Closed RohithReddy20 closed 4 weeks ago

RohithReddy20 commented 1 month ago

Hi UncleCode,

I noticed that in crawl4ai, the js_code execution doesn't seem to happen before the screenshot is taken. It looks like the screenshot is captured without waiting for the JavaScript code to run, which might affect the page state when the screenshot is taken.

Could you please check if there's a way to ensure the js_code runs first before the screenshot is captured?

Thanks!

unclecode commented 4 weeks ago

Hi @RohithReddy20 , there's one thing - the execution of the JavaScript definitely starts before taking the screenshot. But if the JavaScript execution is asynchronous, then you must pass some criteria for waiting for something to happen, and that parameter name is wait_for.

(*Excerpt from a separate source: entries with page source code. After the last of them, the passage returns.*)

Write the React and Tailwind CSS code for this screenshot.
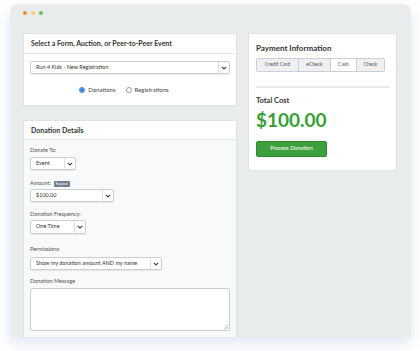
import React from "react";

const Chevron = () => (
  <svg width="6" height="4" viewBox="0 0 6 4" className="block">
    <path d="M0.8 0.8 L3 3 L5.2 0.8" fill="none" stroke="#444" strokeWidth="1.1" />
  </svg>
);

const Select = ({ value, width, tall }) => (
  <div
    className={`flex items-stretch bg-white border border-[#c9cfd4] rounded-[2px] shadow-[0_1px_1px_rgba(0,0,0,0.08)] ${width} ${
      tall ? "h-[14px]" : "h-[13px]"
    }`}
  >
    <div className="flex-1 flex items-center pl-[5px] text-[5.5px] text-[#333]">{value}</div>
    <div className="w-[11px] flex items-center justify-center border-l border-[#dde1e4]">
      <Chevron />
    </div>
  </div>
);

const Label = ({ children, className }) => (
  <div className={`text-[5.5px] text-[#555] leading-none ${className}`}>{children}</div>
);

const Radio = ({ checked, label }) => (
  <div className="flex items-center gap-[3px]">
    <div
      className={`w-[6px] h-[6px] rounded-full flex items-center justify-center border ${
        checked ? "border-[#3b82d6]" : "border-[#999]"
      } bg-white`}
    >
      {checked && <div className="w-[4px] h-[4px] rounded-full bg-[#2f7fd8]" />}
    </div>
    <span className="text-[6px] text-[#444]">{label}</span>
  </div>
);

export default function App() {
  return (
    <div className="w-[420px] h-[351px] bg-white font-['Lato',sans-serif] pt-[4px] pl-[10px]">
      <div className="w-[401px] h-[333px] bg-[#e9eced] rounded-t-[8px] overflow-hidden shadow-[0_6px_14px_rgba(90,110,190,0.18)]">
        {/* window dots */}
        <div className="flex gap-[4px] pl-[13px] pt-[7px] h-[29px]">
          <div className="w-[4px] h-[4px] rounded-full bg-[#f28a1e]" />
          <div className="w-[4px] h-[4px] rounded-full bg-[#f7cf6a]" />
          <div className="w-[4px] h-[4px] rounded-full bg-[#6cbf5a]" />
        </div>

        <div className="flex gap-[11px] pl-[13px]">
          {/* left column */}
          <div className="w-[214px] flex flex-col gap-[14px]">
            <div className="bg-white border border-[#dfe3e6]">
              <div className="h-[20px] flex items-center px-[7px] border-b border-[#e3e6e8] text-[7px] font-bold text-[#333]">
                Select a Form, Auction, or Peer-to-Peer Event
              </div>
              <div className="px-[6px] pt-[7px] pb-[11px]">
                <Select value="Run 4 Kids - New Registration" width="w-full" />
                <div className="flex justify-center gap-[10px] mt-[11px] pr-[12px]">
                  <Radio checked label="Donations" />
                  <Radio label="Registrations" />
                </div>
              </div>
            </div>

            <div className="bg-white border border-[#dfe3e6] h-[220px]">
              <div className="h-[19px] flex items-center px-[7px] border-b border-[#e3e6e8] text-[7px] font-bold text-[#333]">
                Donation Details
              </div>
              <div className="bg-[#f7f9fa] h-full px-[6px] pt-[8px]">
                <Label className="mb-[3.5px]">Donate To:</Label>
                <Select value="Event" width="w-[46px]" />
                <div className="mt-[11px] flex items-center gap-[3px] mb-[2px]">
                  <span className="text-[5.5px] text-[#555] leading-none">Amount:</span>
                  <span className="bg-[#6e7f92] text-white text-[3px] leading-none px-[2px] py-[1.5px] rounded-[1px]">
                    Required
                  </span>
                </div>
                <Select value="$100.00" width="w-[84px]" />
                <Label className="mt-[10px] mb-[2px]">Donation Frequency:</Label>
                <Select value="One Time" width="w-[56px]" tall />
                <Label className="mt-[13px] mb-[5px]">Permissions:</Label>
                <Select value="Show my donation amount AND my name" width="w-[132px]" />
                <Label className="mt-[9px] mb-[3px]">Donation Message</Label>
                <div className="w-full h-[43px] bg-white border border-[#c9cfd4] rounded-[2px] relative">
                  <svg width="4" height="4" viewBox="0 0 4 4" className="absolute right-[1px] bottom-[1px]">
                    <path d="M4 0 L0 4 M4 2 L2 4" stroke="#999" strokeWidth="0.6" />
                  </svg>
                </div>
              </div>
            </div>
          </div>

          {/* right column */}
          <div className="w-[149px] self-start bg-white border border-[#dfe3e6] px-[7px] pt-[10px] pb-[13px]">
            <div className="text-[8px] font-bold text-[#333] leading-none">Payment Information</div>
            <div className="flex mt-[6px] h-[14px] w-[129px] border border-[#c9cfd4] rounded-[2px] overflow-hidden text-[5px] text-[#555]">
              <div className="w-[42px] flex items-center justify-center bg-[#eef0f2] border-r border-[#c9cfd4]">Credit Card</div>
              <div className="w-[32px] flex items-center justify-center bg-[#eef0f2] border-r border-[#c9cfd4]">eCheck</div>
              <div className="w-[26px] flex items-center justify-center bg-white border-r border-[#c9cfd4]">Cash</div>
              <div className="flex-1 flex items-center justify-center bg-[#eef0f2]">Check</div>
            </div>
            <div className="h-[2px] bg-[#e6e9eb] mt-[14px]" />
            <div className="text-[7.5px] font-bold text-[#333] mt-[9px] leading-none">Total Cost</div>
            <div className="text-[19px] font-bold text-[#35a035] leading-none mt-[5px]">$100.00</div>
            <div className="mt-[12px] w-[71px] h-[16px] bg-[#3d9f3d] border border-[#2f8a2f] rounded-[2px] flex items-center justify-center text-[5.5px] text-white">
              Process Donation
            </div>
          </div>
        </div>
      </div>
    </div>
  );
}
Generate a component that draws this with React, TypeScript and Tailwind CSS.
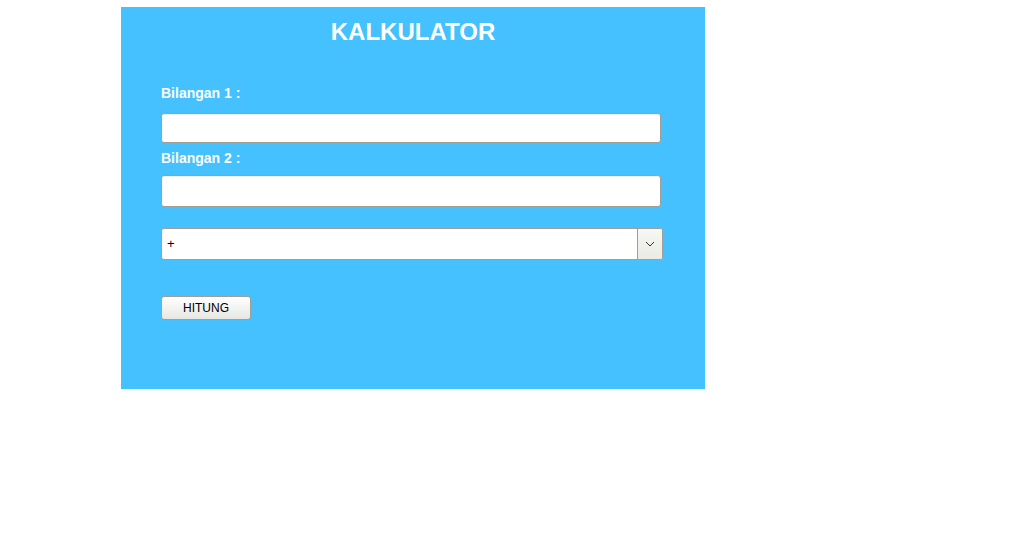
import React from "react";

export default function App() {
  const font = { fontFamily: '"Liberation Sans", Arial, sans-serif' };
  return (
    <div className="w-[1028px] h-[544px] bg-white" style={font}>
      <div className="ml-[121px] pt-[7px]">
        <div className="w-[584px] h-[382px] bg-[#44c1fe] flex flex-col">
          <h1 className="mt-[11px] text-center text-[24px] leading-[28px] font-bold text-white">
            KALKULATOR
          </h1>
          <div className="pl-[40px] flex flex-col">
            <label className="mt-[39px] text-[14px] leading-[16px] font-bold text-white">
              Bilangan 1 :
            </label>
            <div className="mt-[12px] w-[500px] h-[30px] bg-white border border-[#a39e95] rounded-[3px] shadow-[inset_0_1px_1px_rgba(0,0,0,0.08)]" />
            <label className="mt-[7px] text-[14px] leading-[16px] font-bold text-white">
              Bilangan 2 :
            </label>
            <div className="mt-[9px] w-[500px] h-[32px] bg-white border border-[#a39e95] rounded-[3px] shadow-[inset_0_1px_1px_rgba(0,0,0,0.08)]" />
            <div className="mt-[21px] w-[502px] h-[32px] bg-white border border-[#a39e95] rounded-[3px] flex items-stretch overflow-hidden">
              <div className="flex-1 flex items-center pl-[5px] text-[13px] text-black">+</div>
              <div className="w-[25px] border-l border-[#a39e95] bg-gradient-to-b from-[#f7f7f3] to-[#ebebe4] flex items-center justify-center">
                <svg width="10" height="6" viewBox="0 0 10 6">
                  <path d="M1 1 L5 5 L9 1" fill="none" stroke="#333" strokeWidth="1" />
                </svg>
              </div>
            </div>
            <button className="mt-[36px] w-[90px] h-[24px] rounded-[3px] border border-[#a39e95] bg-gradient-to-b from-[#ffffff] to-[#e6e6e2] text-[12px] leading-[14px] text-black flex items-center justify-center">
              HITUNG
            </button>
          </div>
        </div>
      </div>
    </div>
  );
}
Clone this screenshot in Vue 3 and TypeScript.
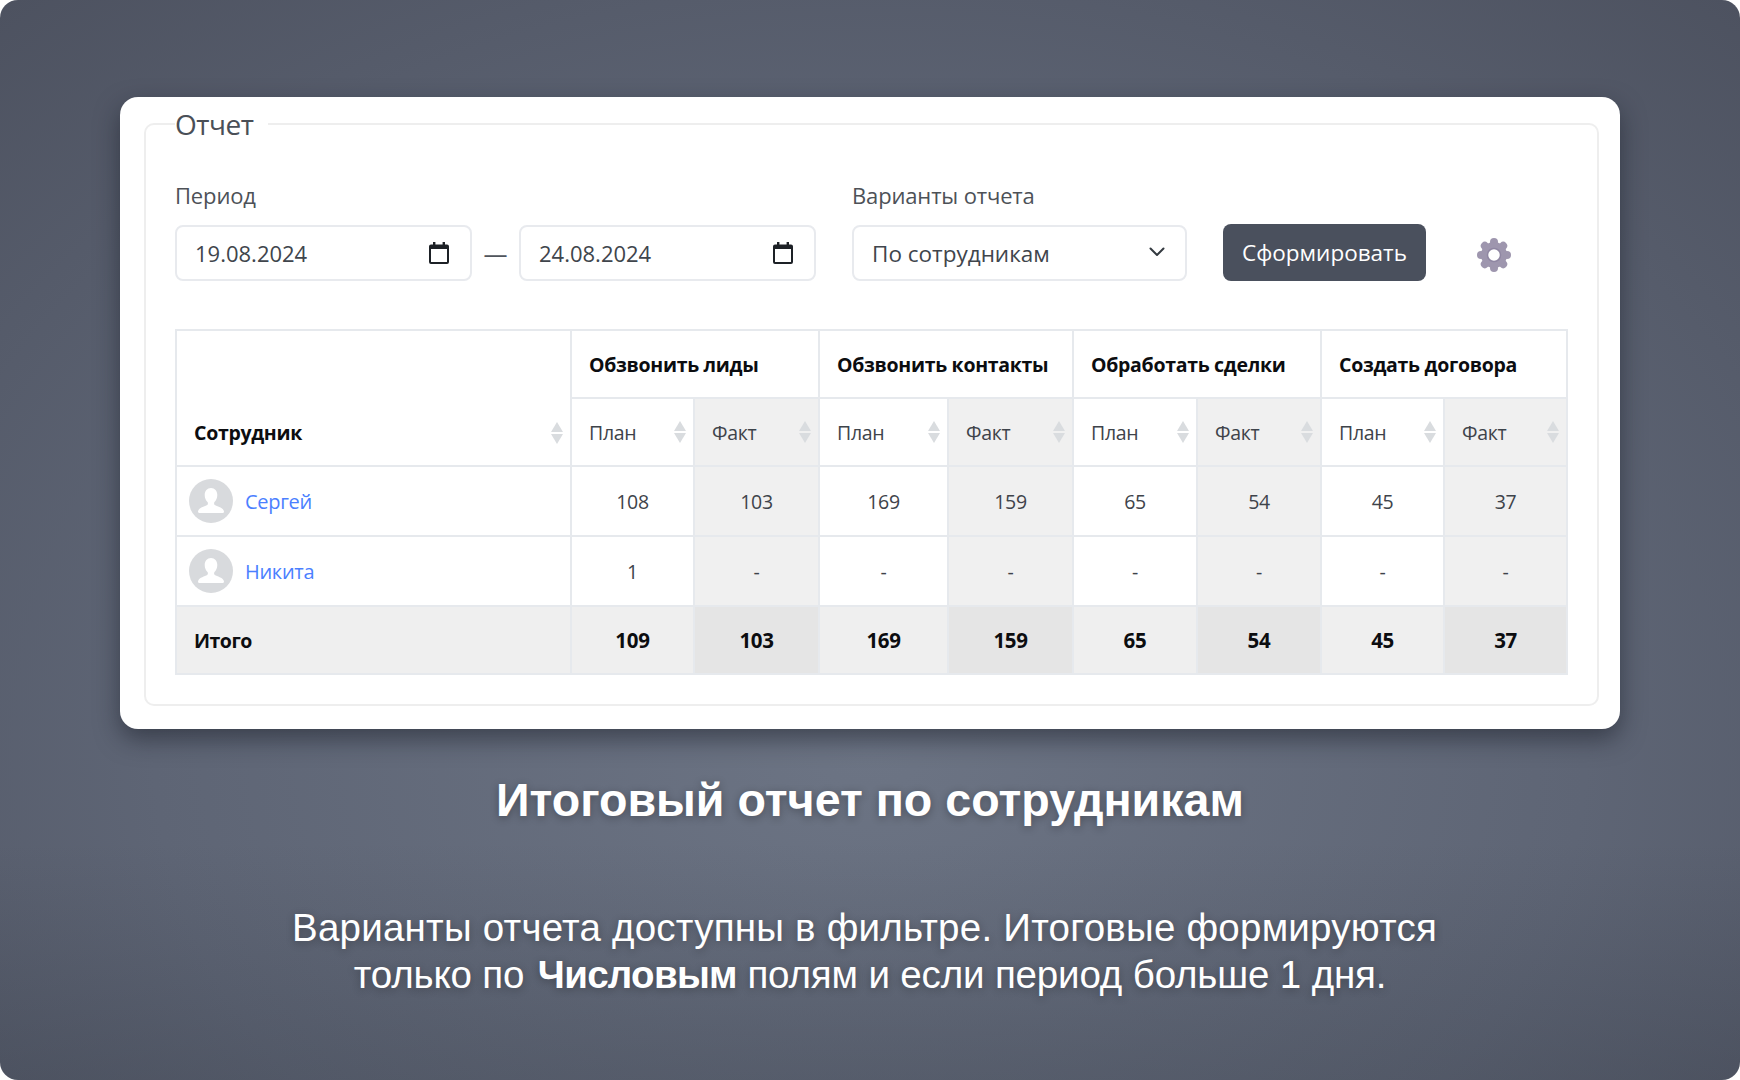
<script setup lang="ts">
interface Row { name: string; values: string[] }
const groups: string[] = ['Обзвонить лиды', 'Обзвонить контакты', 'Обработать сделки', 'Создать договора']
const widths: number[] = [395, 123, 125, 129, 125, 124, 124, 123, 123]
const rows: Row[] = [
  { name: 'Сергей', values: ['108', '103', '169', '159', '65', '54', '45', '37'] },
  { name: 'Никита', values: ['1', '-', '-', '-', '-', '-', '-', '-'] },
]
const totals: string[] = ['109', '103', '169', '159', '65', '54', '45', '37']
const subHeads: string[] = ['План', 'Факт', 'План', 'Факт', 'План', 'Факт', 'План', 'Факт']
const dates: string[] = ['19.08.2024', '24.08.2024']
</script>

<template>
  <div class="page">
    <section class="card">
      <fieldset class="box">
        <legend class="legend">Отчет</legend>
        <div class="filters">
          <div class="period">
            <div class="label">Период</div>
            <div class="dates">
              <template v-for="(d, i) in dates" :key="d">
                <span v-if="i === 1" class="dash">—</span>
                <div class="control date">
                  <span>{{ d }}</span>
                  <svg class="cal" viewBox="0 0 20 22" width="20" height="22">
                    <path fill="#1d2126" d="M4 0h2.4v2.5h7.2V0H16v2.5h2a2 2 0 0 1 2 2V20a2 2 0 0 1-2 2H2a2 2 0 0 1-2-2V4.500a2 2 0 0 1 2-2h2z" />
                    <rect x="2" y="7" width="16" height="13" fill="#fff" />
                  </svg>
                </div>
              </template>
            </div>
          </div>
          <div class="variant">
            <div class="label">Варианты отчета</div>
            <div class="control select">
              <span>По сотрудникам</span>
              <svg viewBox="0 0 16 10" width="16" height="10" class="chev">
                <path d="M1.500 1.500 8 8l6.500-6.500" fill="none" stroke="#343a40" stroke-width="2" stroke-linecap="round" stroke-linejoin="round" />
              </svg>
            </div>
          </div>
          <button class="submit" type="button">Сформировать</button>
          <svg class="gear" viewBox="0 0 36 36" width="36" height="36">
            <g fill="#9e96ae">
              <circle v-for="a in [0, 45, 90, 135, 180, 225, 270, 315]" :key="a" cx="18" cy="5" r="4" :transform="`rotate(${a} 18 18)`" />
              <circle cx="18" cy="18" r="13" />
            </g>
            <circle cx="18" cy="18" r="6.500" fill="#fff" stroke="#8f86a2" stroke-width="1.500" />
          </svg>
        </div>
        <table class="report">
          <colgroup>
            <col v-for="(w, i) in widths" :key="i" :style="{ width: w + 'px' }" />
          </colgroup>
          <thead>
            <tr class="row-group">
              <th rowspan="2" class="emp-head">
                <div class="head-in"><span>Сотрудник</span><i class="sort"><b class="up"></b><b class="down"></b></i></div>
              </th>
              <th v-for="g in groups" :key="g" colspan="2" class="group">{{ g }}</th>
            </tr>
            <tr class="row-sub">
              <th v-for="(s, i) in subHeads" :key="i" class="sub" :class="{ fact: i % 2 === 1 }">
                <div class="head-in"><span>{{ s }}</span><i class="sort"><b class="up"></b><b class="down"></b></i></div>
              </th>
            </tr>
          </thead>
          <tbody>
            <tr v-for="r in rows" :key="r.name" class="row-body">
              <td class="emp">
                <div class="person">
                  <svg class="avatar" viewBox="0 0 44 44" width="44" height="44">
                    <circle cx="22" cy="22" r="22" fill="#d8dadd" />
                    <path fill="#fff" d="M22 9c3.800 0 6.300 3 6.300 7 0 3-1.200 5.600-2.800 7.100-.6.600-.6 2.400.3 3 2.400 1.400 7.700 2.600 8.900 5.400.6 1.500.3 2.500-1 2.500H10.300c-1.300 0-1.600-1-1-2.500 1.200-2.800 6.500-4 8.900-5.400.9-.6.900-2.400.3-3-1.600-1.500-2.800-4.100-2.800-7.100 0-4 2.500-7 6.300-7z" />
                  </svg>
                  <a class="link">{{ r.name }}</a>
                </div>
              </td>
              <td v-for="(v, i) in r.values" :key="i" class="num" :class="{ fact: i % 2 === 1 }">{{ v }}</td>
            </tr>
            <tr class="row-total">
              <td class="total-name">Итого</td>
              <td v-for="(v, i) in totals" :key="i" class="num" :class="{ fact: i % 2 === 1 }">{{ v }}</td>
            </tr>
          </tbody>
        </table>
      </fieldset>
    </section>
    <h1 class="title">Итоговый отчет по сотрудникам</h1>
    <p class="desc"><span class="line-a">Варианты отчета доступны в фильтре. Итоговые формируются</span><br /><span class="line-b">только по <strong>Числовым</strong> полям и если период больше 1 дня.</span></p>
  </div>
</template>

<style>
html, body { margin: 0; background: #fff; }
</style>

<style scoped>
.page {
  width: 1740px;
  height: 1080px;
  box-sizing: border-box;
  padding: 97px 120px 0;
  overflow: hidden;
  border-radius: 18px;
  background:
    linear-gradient(to bottom, rgba(50, 55, 66, 0) 78%, rgba(50, 55, 66, 0.28) 100%),
    radial-gradient(ellipse 1300px 1000px at 870px 750px, #6c7484 0%, #5e6575 55%, #4d5260 100%);
  font-family: "Open Sans", "Noto Sans", sans-serif;
}
.card {
  width: 1500px;
  height: 632px;
  box-sizing: border-box;
  padding: 13px 21px 0 24px;
  background: #fff;
  border-radius: 18px;
  box-shadow: 0 10px 24px rgba(20, 24, 34, 0.5);
}
.box {
  margin: 0;
  height: 596px;
  box-sizing: border-box;
  padding: 0 29px;
  border: 2px solid #eeeeee;
  border-radius: 10px;
  min-width: 0;
}
.legend {
  margin-left: 0;
  padding: 0 15px 0 0;
  margin-top: -2px;
  font-size: 28px;
  line-height: 28px;
  color: #4a4f57;
  letter-spacing: -0.5px;
}
.filters {
  display: flex;
  align-items: flex-end;
  margin-top: 43px;
}
.label {
  font-size: 22px;
  line-height: 29px;
  color: #4d5157;
  margin-bottom: 15px;
  letter-spacing: -0.15px;
}
.dates { display: flex; align-items: center; }
.dash { width: 47px; text-align: center; font-size: 24px; color: #50555c; }
.control {
  height: 56px;
  box-sizing: border-box;
  border: 2px solid #e8eaee;
  border-radius: 8px;
  display: flex;
  align-items: center;
  justify-content: space-between;
  font-size: 22.5px;
  color: #40454c;
}
.date { width: 297px; padding: 0 21px 0 18px; font-size: 22px; }
.variant { margin-left: 36px; }
.select { width: 335px; padding: 0 20px 0 18px; }
.chev { margin-top: -3px; }
.submit {
  margin-left: 36px;
  width: 203px;
  height: 57px;
  border: none;
  border-radius: 8px;
  background: #4a505d;
  color: #fff;
  font: inherit;
  font-size: 22.5px;
}
.gear { margin: 0 0 8px 50px; }
.report {
  margin-top: 48px;
  width: 1391px;
  table-layout: fixed;
  border-collapse: collapse;
  font-size: 19.5px;
  color: #3e434a;
  letter-spacing: -0.3px;
}
.report th, .report td { border: 2px solid #e6e9ed; padding: 0 17px; }
.row-group { height: 68px; }
.row-sub { height: 68px; }
.row-body { height: 70px; }
.row-total { height: 68px; background: #efefef; }
.group, .emp-head, .total-name { color: #0c0d10; font-weight: 700; text-align: left; letter-spacing: -0.3px; }
.report td.total-name { font-size: 19.5px; letter-spacing: -0.5px; }
.emp-head { vertical-align: bottom; padding-bottom: 19px !important; }
.sub { font-weight: 400; text-align: left; padding-right: 7px !important; }
.emp-head .head-in { margin-right: -10px; }
.head-in { display: flex; align-items: center; justify-content: space-between; }
.sort { display: flex; flex-direction: column; gap: 2px; }
.sort b { display: block; width: 0; height: 0; border-left: 6.500px solid transparent; border-right: 6.500px solid transparent; }
.up { border-bottom: 10px solid #d9dcdf; }
.down { border-top: 10px solid #d9dcdf; }
.fact { background: #f0f0f0; }
.row-total .fact { background: #e5e5e5; }
.num { text-align: center; }
.row-total td { font-weight: 700; color: #0c0d10; font-size: 20.5px; }
.report td.emp { padding: 0 0 0 12px; }
.person { display: flex; align-items: center; gap: 12px; }
.link { color: #4b7fff; font-size: 20px; }
.title {
  margin: 44px 0 0 -120px;
  width: 1740px;
  text-align: center;
  font-family: "Liberation Sans", Arial, sans-serif;
  font-size: 46.6px;
  line-height: 54px;
  font-weight: 700;
  color: #fff;
  text-shadow: 0 2px 8px rgba(0, 0, 0, 0.3);
}
.desc {
  margin: 78px 0 0 -120px;
  width: 1740px;
  text-align: center;
  font-family: "Liberation Sans", Arial, sans-serif;
  font-size: 38.5px;
  line-height: 46.5px;
  color: #fff;
  text-shadow: 0 2px 8px rgba(0, 0, 0, 0.3);
}
.line-a { letter-spacing: 0.23px; margin-right: 11px; }
.line-b { letter-spacing: -0.15px; }
.line-b strong { letter-spacing: -0.7px; margin-left: 3px; }
</style>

You can, for example, pass a CSS selector (e.g. css:article#main), then the whole page waits until the related element come to visibility, or you can pass a JavaScript code (e.g. js:()=>{ return true or false}), or you can use a hook - for example, you can use the on_execution_started hook. There you can check the page and wait for some events or simply just pass a delay like five seconds, and then you will be able to get the whole thing.

Anyway if you had any problem, you can share with me the urk and I will create a code sample with and share it back with you.